4

For Gene, the wedding had an unreal quality, as though she had not really lived it, but had dreamed it, or read it in a book: her mother disapproving of Jack; Charley Long being a good sport and wishing her happiness; walking down the aisle of blue ribbon on her Uncle Alvin’s arm, with Mary Ellen playing the wedding march on the piano; so many people watching whom she knew only slightly or not at all. Seeing Jack and Arch Huber waiting before the minister, she had a moment of cold, knotted terror, and she had thought she could not go through with it.

And Jack had been strange that day. He had seemed shaken and unsure of himself. His face was pale under his tan as they drove up the coast to Del Mar.

He drove silently and she watched his hands, which were clenched tightly on the wheel. He still did not speak when he had parked the Mercury in the lot in front of the hotel and carried their bags in under the porte cochere. Gene waited at the elevator while he signed the register and received a key with a red, numbered tag on it, and they rode up in the elevator with the bellhop. In their room Jack tipped the boy and stood facing the door after he had gone.
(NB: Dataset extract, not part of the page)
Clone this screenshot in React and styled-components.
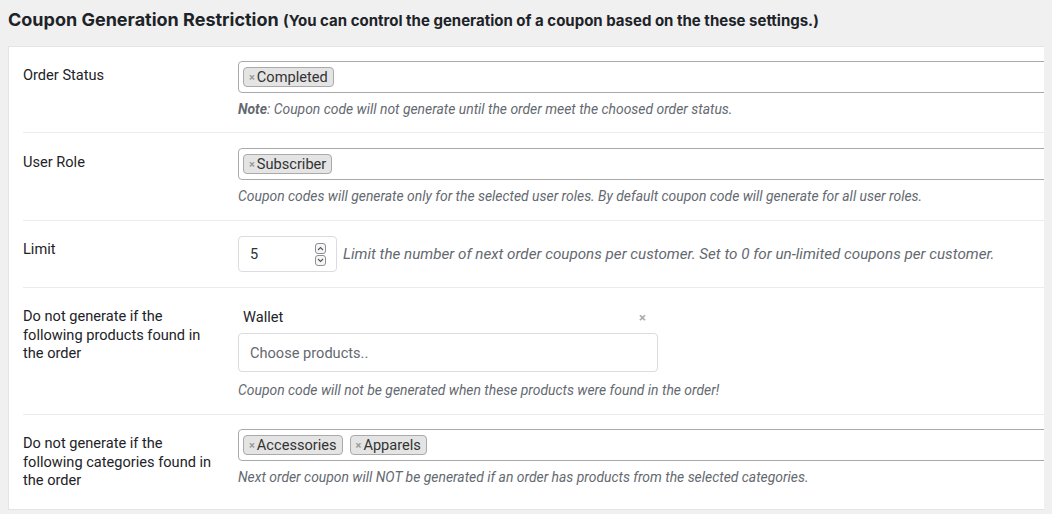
import styled, { createGlobalStyle } from "styled-components";

const GlobalStyle = createGlobalStyle`
    body {
        margin: 8px;
        background: #f0f0f1;
        font-family: Roboto, "Liberation Sans", sans-serif;
        color: #1d2327;
        overflow: hidden;
    }
`;

const Heading = styled.h2`
    margin: 0 0 15px 0;
    height: 23px;
    font-family: Inter, Roboto, sans-serif;
    font-size: 18px;
    font-weight: 700;
    line-height: 23px;
    white-space: nowrap;
    small {
        font-size: 15px;
    }
`;

const Card = styled.div`
    width: 1150px;
    background: #fff;
    border: 1px solid #e4e4e4;
    padding: 0 14px;
`;

const Row = styled.div`
    display: grid;
    grid-template-columns: 215px 1fr;
    padding: ${(p) => p.$pad || "14px 0"};
    border-bottom: 1px solid #ececec;
    &:last-child {
        border-bottom: none;
    }
`;

const Label = styled.div`
    font-size: 14.6px;
    line-height: 18.5px;
    padding-top: ${(p) => p.$top || "5px"};
    padding-right: 15px;
`;

const Field = styled.div`
    display: flex;
    flex-direction: column;
`;

const TagBox = styled.div`
    display: flex;
    align-items: center;
    gap: 7px;
    height: 32px;
    box-sizing: border-box;
    border: 1px solid #aaa;
    border-radius: 4px;
    padding: 0 4px;
    width: 900px;
`;

const Tag = styled.span`
    display: inline-flex;
    align-items: center;
    height: 20px;
    box-sizing: border-box;
    background: #e4e4e4;
    border: 1px solid #aaa;
    border-radius: 4px;
    padding: 0 5px 0 5px;
    font-size: 14.6px;
    color: #333;
    b {
        color: #999;
        font-weight: 700;
        font-size: 11px;
        margin-right: 2px;
    }
`;

const Help = styled.p`
    margin: ${(p) => p.$mt || "7px"} 0 0 0;
    font-size: ${(p) => p.$size || "13.9px"};
    font-style: italic;
    color: #646970;
    line-height: 18px;
    white-space: nowrap;
    strong {
        font-weight: 700;
    }
`;

const Inline = styled.div`
    display: flex;
    align-items: center;
    gap: 6px;
`;

const NumberBox = styled.div`
    display: flex;
    align-items: center;
    justify-content: space-between;
    width: 99px;
    height: 36px;
    box-sizing: border-box;
    border: 1px solid #dcdcde;
    border-radius: 4px;
    padding: 0 10px 0 11px;
    font-size: 14.5px;
    color: #2c3338;
`;

const Spinner = styled.div`
    display: flex;
    flex-direction: column;
    gap: 1px;
`;

const SpinBtn = styled.span`
    width: 11px;
    height: 11px;
    box-sizing: border-box;
    border: 1px solid #8c8f94;
    border-radius: 3px;
    background: #f6f6f6;
    display: flex;
    align-items: center;
    justify-content: center;
`;

const Selected = styled.div`
    display: flex;
    justify-content: space-between;
    align-items: center;
    width: 420px;
    padding: 0 12px 0 5px;
    box-sizing: border-box;
    height: 20px;
    font-size: 14.6px;
    margin-bottom: 6px;
    span {
        color: #aaa;
        font-size: 13px;
        font-weight: 700;
    }
`;

const SearchInput = styled.div`
    width: 420px;
    height: 39px;
    box-sizing: border-box;
    border: 1px solid #dcdcde;
    border-radius: 4px;
    padding: 0 11px;
    display: flex;
    align-items: center;
    font-size: 14.6px;
    color: #646970;
`;

function Chevron({ up }) {
    return (
        <svg width="7" height="5" viewBox="0 0 7 5">
            <path
                d={up ? "M1 4 L3.5 1.5 L6 4" : "M1 1 L3.5 3.5 L6 1"}
                fill="none"
                stroke="#50575e"
                strokeWidth="1.1"
            />
        </svg>
    );
}

function TagSelect({ tags }) {
    return (
        <TagBox>
            {tags.map((t) => (
                <Tag key={t}>
                    <b>×</b>
                    {t}
                </Tag>
            ))}
        </TagBox>
    );
}

export default function App() {
    return (
        <>
            <GlobalStyle />
            <Heading>
                Coupon Generation Restriction <small>(You can control the generation of a coupon based on the these settings.)</small>
            </Heading>
            <Card>
                <Row $pad="14px 0 14px">
                    <Label>Order Status</Label>
                    <Field>
                        <TagSelect tags={["Completed"]} />
                        <Help>
                            <strong>Note</strong>: Coupon code will not generate until the order meet the choosed order status.
                        </Help>
                    </Field>
                </Row>
                <Row $pad="15px 0 15px">
                    <Label>User Role</Label>
                    <Field>
                        <TagSelect tags={["Subscriber"]} />
                        <Help>
                            Coupon codes will generate only for the selected user roles. By default coupon code will generate for all user roles.
                        </Help>
                    </Field>
                </Row>
                <Row $pad="15px 0 15px">
                    <Label $top="4px">Limit</Label>
                    <Inline>
                        <NumberBox>
                            5
                            <Spinner>
                                <SpinBtn>
                                    <Chevron up />
                                </SpinBtn>
                                <SpinBtn>
                                    <Chevron />
                                </SpinBtn>
                            </Spinner>
                        </NumberBox>
                        <Help $mt="0" $size="15.2px">
                            Limit the number of next order coupons per customer. Set to 0 for un-limited coupons per customer.
                        </Help>
                    </Inline>
                </Row>
                <Row $pad="19px 0 15px">
                    <Label $top="0">Do not generate if the following products found in the order</Label>
                    <Field>
                        <Selected>
                            Wallet<span>×</span>
                        </Selected>
                        <SearchInput>Choose products..</SearchInput>
                        <Help $mt="9px">Coupon code will not be generated when these products were found in the order!</Help>
                    </Field>
                </Row>
                <Row $pad="14px 0 19px">
                    <Label>Do not generate if the following categories found in the order</Label>
                    <Field>
                        <TagSelect tags={["Accessories", "Apparels"]} />
                        <Help>Next order coupon will NOT be generated if an order has products from the selected categories.</Help>
                    </Field>
                </Row>
            </Card>
        </>
    );
}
Gene went over and put her arms around him. “What’s the matter, darling?”

“Nothing,” he said seriously, running his hand over her hair. “I guess I was just thinking I was pretty lucky.” He put his arm around her waist and they walked slowly across to the window.

The room was large and square, with ugly wallpaper and a huge bed that jutted without subtlety from the inside wall. There was a bureau, a closet with a mirror in the door and another door that led into the bathroom, and the window looked out over the lawn and the gardens and the tennis courts to the ocean that was darkening in the early evening, with a lace of surf flickering along the white beach. A long, stilt-legged pier ran out into the water. The piles made flecks of white against the heavy blue of the ocean, and the sun, like half an orange, was crouched on the horizon. Gene felt Jack’s hand move up and press her shoulder against his arm.

“Hungry?” he asked.

She smiled and shook her head. “I’ve got to unpack.”

“I guess I’ll take a walk. Do you mind, Gene?”

She shook her head. “Don’t be long.” She stayed at the window as he turned and left the room.

After a moment she saw him come out on the terrace below her and stride down the path across the lawn and past the tennis courts. He took long steps, his arms and shoulders swinging. She lost him where the hotel gardens fell away to the road, but leaning forward with her hands on the windowsill, she finally caught sight of him again, standing on the boardwalk by the fence that bordered the beach.

He was standing with his elbows resting on the top of the fence, staring out at the ocean. The sun had sunk to a reflected gold line on the water that pointed toward him, and Gene watched until the color was gone. Then she turned and began to unpack the bags, fingering Jack’s unfamiliar belongings as she laid them in the drawers or hung them in the closet.

After she had combed her hair and retouched her mouth she went to the window again. A breath of cold air came in on her face and the beach was dim in the twilight, but she could still see the dark shape that was Jack. She saw him strike a match and light a cigarette, and then he slowly walked toward the hotel. She waved as he came up the path to the terrace, but he didn’t see her.